Disgraced former LA Times investigative reporter Chuck Philips (pictured), who took a buyout not long after the paper retracted his March 2008 story about Tupac Shakur because fake FBI documents were sourced, suggests that recent remarks made by his formerly anonymous story source prove that he merits not just an apology but also a new, front-page retraction of the paper’s previous retraction:

“I want them to run a front-page retraction,” Philips tells LA Weekly. “Same size, same place.”

Times management has not responded to requests by the Weekly for a comment. A front-page retraction is exceedingly rare in journalism.

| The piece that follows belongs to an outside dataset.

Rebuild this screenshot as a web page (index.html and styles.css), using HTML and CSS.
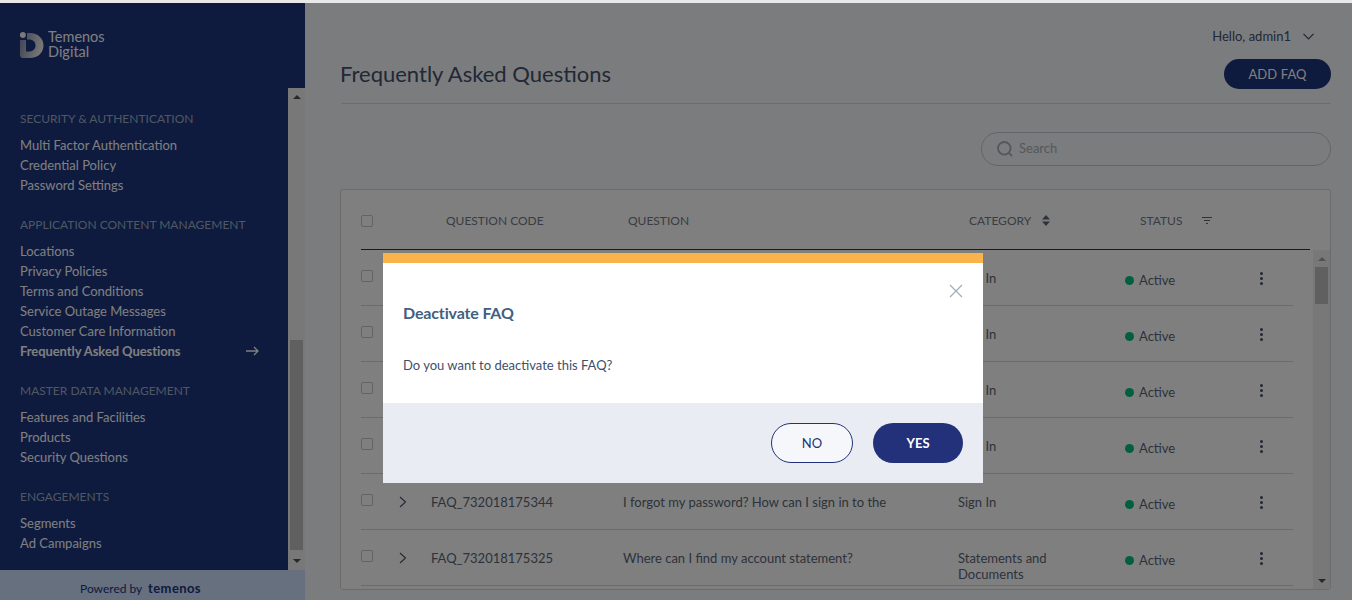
FILE: index.html
```html
<!DOCTYPE html>
<html lang="en">
<head>
<meta charset="UTF-8" />
<title>Frequently Asked Questions</title>
<link rel="stylesheet" href="styles.css">
</head>
<body>

<div class="top-strip"></div>

<div class="shell">
  <!-- Sidebar -->
  <aside class="sidebar">
    <div class="logo">
      <svg class="logo-mark" width="24" height="27" viewBox="0 0 24 27">
        <defs>
          <linearGradient id="logoFade" x1="0" y1="0" x2="1" y2="0.300">
            <stop offset="0" stop-color="#7c86a6" />
            <stop offset="1" stop-color="#eeeeee" />
          </linearGradient>
        </defs>
        <circle cx="2.8" cy="3" r="3" fill="#f4f4f4" />
        <path d="M7 1H10C18 1 23.500 6.500 23.500 13.500C23.500 20.500 18 26 10 26H3C1 26 0 25 0 23V8H6V19.500H9C13 19.500 15.500 17 15.500 13.500C15.500 10 13 7.500 9 7.500H7z" fill="url(#logoFade)" />
      </svg>
      <div class="logo-text">Temenos<br>Digital</div>
    </div>

    <div class="nav-wrap">
      <nav class="nav">
        <h4>Security &amp; Authentication</h4>
        <a>Multi Factor Authentication</a>
        <a>Credential Policy</a>
        <a>Password Settings</a>

        <h4>Application Content Management</h4>
        <a>Locations</a>
        <a>Privacy Policies</a>
        <a>Terms and Conditions</a>
        <a>Service Outage Messages</a>
        <a>Customer Care Information</a>
        <a class="active">Frequently Asked Questions
          <svg width="13" height="10" viewBox="0 0 13 10" fill="none" stroke="#fff" stroke-width="1.300"><path d="M0 5h12M8 1l4 4-4 4" /></svg>
        </a>

        <h4>Master Data Management</h4>
        <a>Features and Facilities</a>
        <a>Products</a>
        <a>Security Questions</a>

        <h4>Engagements</h4>
        <a>Segments</a>
        <a>Ad Campaigns</a>
      </nav>
      <div class="scrollbar side-scroll">
        <span class="arrow-up"></span>
        <span class="thumb"></span>
        <span class="arrow-down"></span>
      </div>
    </div>

    <div class="powered">Powered by <b>temenos</b></div>
  </aside>

  <!-- Contenido -->
  <main class="main">
    <div class="user">
      Hello, admin1
      <svg width="11" height="7" viewBox="0 0 11 7" fill="none" stroke="#44506a" stroke-width="1.200"><path d="M.5.8l5 5 5-5" /></svg>
    </div>

    <div class="title-row">
      <h1>Frequently Asked Questions</h1>
      <button class="btn-add">ADD FAQ</button>
    </div>

    <div class="search">
      <svg width="16" height="16" viewBox="0 0 16 16" fill="none" stroke="#a9b0ba" stroke-width="1.800"><circle cx="7.300" cy="7.300" r="6.300" /><path d="M12 12l3 3" /></svg>
      <span>Search</span>
    </div>

    <section class="card">
      <div class="thead">
        <span class="check"></span>
        <span>QUESTION CODE</span>
        <span>QUESTION</span>
        <span class="with-icon">CATEGORY
          <svg width="8" height="11" viewBox="0 0 8 11" fill="#5d6675"><path d="M4 0l4 4.500H0zM4 11L0 6.500h8z" /></svg>
        </span>
        <span class="with-icon status-head">STATUS
          <svg width="10" height="7" viewBox="0 0 10 7" fill="none" stroke="#5d6675" stroke-width="1"><path d="M0 .5h10M2 3.500h6M4 6.500h2" /></svg>
        </span>
      </div>

      <div class="tbody">
        <div class="rows">
          <div class="row">
            <span class="check"></span>
            <svg class="chev" width="8" height="12" viewBox="0 0 8 12" fill="none" stroke="#44506a" stroke-width="1.100"><path d="M1 1l5.500 5L1 11" /></svg>
            <span>FAQ_732018175401</span>
            <span>How do I sign in to the application?</span>
            <span>Sign In</span>
            <span class="status"><i></i>Active</span>
            <span class="kebab"><i></i><i></i><i></i></span>
          </div>
          <div class="row">
            <span class="check"></span>
            <svg class="chev" width="8" height="12" viewBox="0 0 8 12" fill="none" stroke="#44506a" stroke-width="1.100"><path d="M1 1l5.500 5L1 11" /></svg>
            <span>FAQ_732018175389</span>
            <span>Can I sign in with my fingerprint?</span>
            <span>Sign In</span>
            <span class="status"><i></i>Active</span>
            <span class="kebab"><i></i><i></i><i></i></span>
          </div>
          <div class="row">
            <span class="check"></span>
            <svg class="chev" width="8" height="12" viewBox="0 0 8 12" fill="none" stroke="#44506a" stroke-width="1.100"><path d="M1 1l5.500 5L1 11" /></svg>
            <span>FAQ_732018175372</span>
            <span>Why is my account locked?</span>
            <span>Sign In</span>
            <span class="status"><i></i>Active</span>
            <span class="kebab"><i></i><i></i><i></i></span>
          </div>
          <div class="row">
            <span class="check"></span>
            <svg class="chev" width="8" height="12" viewBox="0 0 8 12" fill="none" stroke="#44506a" stroke-width="1.100"><path d="M1 1l5.500 5L1 11" /></svg>
            <span>FAQ_732018175358</span>
            <span>How do I change my username?</span>
            <span>Sign In</span>
            <span class="status"><i></i>Active</span>
            <span class="kebab"><i></i><i></i><i></i></span>
          </div>
          <div class="row">
            <span class="check"></span>
            <svg class="chev" width="8" height="12" viewBox="0 0 8 12" fill="none" stroke="#44506a" stroke-width="1.100"><path d="M1 1l5.500 5L1 11" /></svg>
            <span>FAQ_732018175344</span>
            <span>I forgot my password? How can I sign in to the</span>
            <span>Sign In</span>
            <span class="status"><i></i>Active</span>
            <span class="kebab"><i></i><i></i><i></i></span>
          </div>
          <div class="row">
            <span class="check"></span>
            <svg class="chev" width="8" height="12" viewBox="0 0 8 12" fill="none" stroke="#44506a" stroke-width="1.100"><path d="M1 1l5.500 5L1 11" /></svg>
            <span>FAQ_732018175325</span>
            <span>Where can I find my account statement?</span>
            <span>Statements and<br>Documents</span>
            <span class="status"><i></i>Active</span>
            <span class="kebab"><i></i><i></i><i></i></span>
          </div>
        </div>
        <div class="scrollbar table-scroll">
          <span class="arrow-up"></span>
          <span class="thumb"></span>
          <span class="arrow-down"></span>
        </div>
      </div>
    </section>
  </main>
</div>

<!-- Modal -->
<div class="overlay">
  <div class="modal" role="dialog" aria-label="Deactivate FAQ">
    <div class="modal-bar"></div>
    <div class="modal-body">
      <svg class="modal-close" width="14" height="14" viewBox="0 0 14 14" fill="none" stroke="#a3aebd" stroke-width="1.300"><path d="M1 1l12 12M13 1L1 13" /></svg>
      <h2>Deactivate FAQ</h2>
      <p>Do you want to deactivate this FAQ?</p>
    </div>
    <div class="modal-foot">
      <button class="btn-no">NO</button>
      <button class="btn-yes">YES</button>
    </div>
  </div>
</div>

</body>
</html>
```

FILE: styles.css
```css
/* Reset */
* {
  margin: 0; padding: 0; box-sizing: border-box;
}
body, html {
  height: 100%;
  background: #f7f8fc;
  font-family: 'Lato', sans-serif;
  color: #44506a;
  overflow: hidden;
}
body {
  position: relative;
}
.top-strip {
  height: 3px;
  background: #e9e9e9;
}
.shell {
  display: flex;
  height: 597px;
}

/* Sidebar */
.sidebar {
  width: 305px;
  flex: none;
  display: flex;
  flex-direction: column;
  background: #1c347c;
}
.logo {
  height: 85px;
  flex: none;
  display: flex;
  padding: 29px 0 0 20px;
}
.logo-mark {
  flex: none;
}
.logo-text {
  margin-left: 4px;
  margin-top: -3px;
  font-size: 14.5px;
  line-height: 15px;
  color: #fff;
}
.nav-wrap {
  flex: 1;
  display: flex;
  min-height: 0;
}
.nav {
  flex: 1;
  padding: 21px 29px 0 20px;
  overflow: hidden;
}
.nav h4 {
  font-size: 12px;
  line-height: 20px;
  font-weight: 400;
  text-transform: uppercase;
  color: #9fb0c4;
  margin: 20px 0 6px;
}
.nav h4:first-child {
  margin-top: 0;
}
.nav a {
  display: flex;
  justify-content: space-between;
  align-items: center;
  font-size: 13px;
  line-height: 20px;
  color: #fff;
}
.nav a.active {
  font-weight: 700;
  letter-spacing: -.08px;
}
.powered {
  height: 30px;
  flex: none;
  padding: 10px 0 0 80px;
  background: #cde0ff;
  font-size: 12px;
  line-height: 16px;
  color: #1c347c;
}
.powered b {
  margin-left: 3px;
  font-size: 13px;
  letter-spacing: .4px;
}

/* Scrollbars */
.scrollbar {
  width: 17px;
  flex: none;
  display: flex;
  flex-direction: column;
  align-items: center;
  background: #f1f1f1;
}
.scrollbar .thumb {
  width: 13px;
  background: #c1c1c1;
}
.arrow-up, .arrow-down {
  width: 0; height: 0;
  border-left: 4px solid transparent;
  border-right: 4px solid transparent;
}
.arrow-up {
  border-bottom: 4px solid #505050;
  margin-top: 7px;
}
.arrow-down {
  border-top: 4px solid #505050;
  margin-top: auto;
  margin-bottom: 7px;
}
.side-scroll .thumb {
  height: 210px;
  margin-top: 241px;
}
.table-scroll .thumb {
  height: 37px;
  margin-top: 6px;
}
.table-scroll .arrow-up {
  border-bottom-color: #a3a3a3;
}

/* Contenido */
.main {
  flex: 1;
  min-width: 0;
  padding: 0 21px 0 36px;
  overflow: hidden;
}
.user {
  display: flex;
  justify-content: flex-end;
  align-items: center;
  gap: 12px;
  padding: 23px 17px 0 0;
  font-size: 13px;
  line-height: 20px;
}
.title-row {
  display: flex;
  justify-content: space-between;
  align-items: center;
  margin-top: 13px;
  padding-bottom: 14px;
  border-bottom: 1px solid #d7dae0;
}
h1 {
  font-size: 22px;
  line-height: 30px;
  font-weight: 400;
  margin-left: -1px;
}
.btn-add {
  width: 107px;
  height: 30px;
  border: none;
  border-radius: 15px;
  background: #1c347c;
  color: #fff;
  font-family: inherit;
  font-size: 13px;
  letter-spacing: .1px;
}
.search {
  display: flex;
  align-items: center;
  gap: 6px;
  width: 350px;
  height: 34px;
  margin: 28px 0 0 auto;
  padding-left: 15px;
  border: 1px solid #c6cad1;
  border-radius: 17px;
  font-size: 13px;
  color: #a9b0ba;
}
.search span {
  padding-bottom: 2px;
}

/* Tabla */
.card {
  height: 401px;
  margin: 23px 0 0 -1px;
  padding-left: 20px;
  border: 1px solid #d7d7d9;
  border-radius: 3px;
  background: #fff;
  overflow: hidden;
}
.thead {
  display: grid;
  grid-template-columns: 85px 182px 341px 171px 1fr;
  align-items: center;
  height: 60px;
  margin-right: 20px;
  padding-top: 2px;
  border-bottom: 1px solid #30343c;
  font-size: 12px;
  color: #727a88;
}
.with-icon {
  display: flex;
  align-items: center;
  gap: 11px;
}
.status-head {
  gap: 20px;
}
.check {
  display: block;
  width: 12px;
  height: 12px;
  border: 1px solid #c3c6cc;
  border-radius: 2px;
  background: #fff;
}
.tbody {
  display: flex;
  height: 340px;
}
.rows {
  width: 932px;
  margin-right: 20px;
  flex: none;
  overflow: hidden;
}
.row {
  display: grid;
  grid-template-columns: 38px 32px 192px 335px 167px 136px 1fr;
  height: 56px;
  padding-top: 20px;
  border-bottom: 1px solid #d7d7d9;
  font-size: 13px;
  line-height: 16px;
  color: #5a6675;
}
.chev {
  margin-top: 2px;
}
.status {
  display: flex;
  align-items: center;
  height: 16px;
  margin-top: 2px;
}
.status i {
  width: 9px;
  height: 9px;
  margin-right: 5px;
  border-radius: 50%;
  background: #00bf7f;
}
.kebab {
  display: flex;
  flex-direction: column;
  gap: 2px;
  margin: 1.5px 0 0 -1.5px;
}
.kebab i {
  width: 3px;
  height: 3px;
  border-radius: 50%;
  background: #44506a;
}

/* Modal */
.overlay {
  position: absolute;
  top: 3px; left: 0; right: 0; bottom: 0;
  padding: 250px 0 0 383px;
  background: rgba(0, 0, 0, 0.5);
}
.modal {
  width: 600px;
  height: 230px;
  display: flex;
  flex-direction: column;
  background: #fff;
}
.modal-bar {
  height: 10px;
  flex: none;
  background: #f9b34a;
}
.modal-body {
  position: relative;
  flex: 1;
  padding: 40px 20px 0;
}
.modal-close {
  position: absolute;
  top: 21px; right: 20px;
}
.modal-body h2 {
  font-size: 16px;
  line-height: 20px;
  font-weight: 700;
  letter-spacing: -.15px;
  color: #41607f;
}
.modal-body p {
  margin-top: 32px;
  font-size: 13px;
  line-height: 20px;
  color: #41506a;
}
.modal-foot {
  height: 80px;
  flex: none;
  display: flex;
  justify-content: flex-end;
  align-items: center;
  gap: 20px;
  padding-right: 20px;
  background: #e9edf3;
}
.modal-foot button {
  height: 40px;
  border-radius: 20px;
  font-family: inherit;
  font-size: 13px;
}
.btn-no {
  width: 82px;
  border: 1px solid #22317a;
  background: #f6f7fb;
  color: #22317a;
}
.btn-yes {
  width: 90px;
  border: none;
  background: #22317a;
  color: #fff;
  font-weight: 700;
}
```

You’re not kidding. But no matter what happens, it looks as if Antoine Fuqua and others involved in the upcoming Tupac biopic may need to consider adding a couple of Act Three scenes. Wilson has compiled a separate timeline of the Tupac-Philips saga, complete with the latest larger-than-life beats that could give whole new meaning to the term “bum rap.”

Update – 07/15/11: The LA Times has told both LA Weekly and a reporter for an upcoming Columbia Journalism Review piece that it feels there is no need for a retraction. Philips responds that the original retraction was crafted not to tell the truth but rather “to duck a lawsuit.”